Market participants are finding it extremely difficult to fully appreciate the risk of the world’s fifth-largest economy being thrust into the unknown post-Brexit, one strategist told CNBC on Monday.
His comments come at a time when British Prime Minister Theresa May is fighting for her political survival, after a draft divorce deal with the EU prompted a flurry of government ministers to resign.
Moritz Kraemer, former chief sovereign analyst at S&P ratings agency, told CNBC’s “Squawk Box Europe” on Monday that, at current levels, it is clear markets remain underprepared for the prospect a no-deal Brexit.
When asked whether sterling and Britain’s FTSE 100 index accurately reflected the risk of a no-deal scenario, Kraemer replied: “No, I don’t think so.”
“This is not fully incorporated, partly because markets understandably have a very hard time (trying) to assess what this would actually mean … We have never been through anything remotely similar,” Kraemer said.
A no-deal scenario is generally considered to be where the U.K. crashes out of the EU without any formal relationship and has to rely on WTO trading rules.
The U.K. currency has largely been viewed as a barometer of fear during Brexit negotiations, with sterling suffering steep losses against the dollar last week amid heightened political turmoil.
On Monday afternoon, sterling was down around 0.1 percent against the dollar, trading at around $1.2831. The British currency was as high as $1.3176 earlier this month, before a draft deal struck with the EU prompted a wave of government resignations.
The British government unveiled its long-awaited draft withdrawal agreement on Wednesday, which details the terms of the U.K.’s departure from the EU on March 29, 2019.
May is facing opposition from across the political spectrum to the proposed draft deal, which must be approved by Parliament, with critics saying it could leave Britain indefinitely tied to the EU post-Brexit.
In addition to protests from opposition lawmakers, May’s draft Brexit proposal has come under intense scrutiny from many within her own Conservative Party and, crucially, from members of the Northern Irish party which props up her minority government.
In response to May’s proposal, Britain’s Brexit Secretary Dominic Raab resigned from his post on Thursday, prompting sterling to suffer its worst one-day fall against the euro since 2016.
A junior minister for Northern Ireland, Shailesh Vara, the Work and Pensions Secretary Esther McVey and Suella Braverman, a junior minister in Britain’s Brexit Department, also submitted their resignations on Thursday morning.
Despite mutiny from some members of May’s own party, leading Brexiteers in the cabinet have rallied behind the prime minister.
“We think the risk-reward for U.K. stocks is looking positive here, given the negativity expressed in the market,” Emmanuel Cau, head of European equity strategy at Barclays, told CNBC’s Julianna Tatelbaum on Monday.

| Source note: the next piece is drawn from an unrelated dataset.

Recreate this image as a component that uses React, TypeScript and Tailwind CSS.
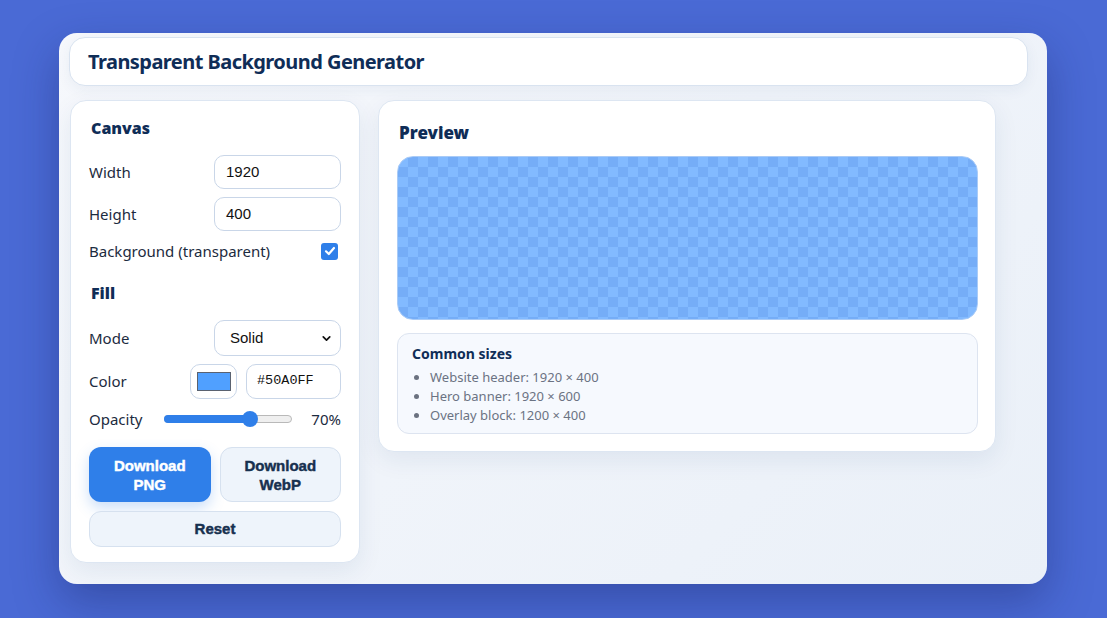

“So, if we were to see a soft or no-deal Brexit — which is still our base case as a house — we do think that domestic stocks and FTSE 250 in particular will see a significant relief rally,” he added.
When asked whether sharp declines in domestic homebuilders and some U.K.-focused banks last week should be viewed as an opportunity for market participants, Cau replied: “Yes, absolutely.”
“Our advice for investors is not to overreact … It is going to be a very busy week for the U.K. and Europe in negotiating Brexit.”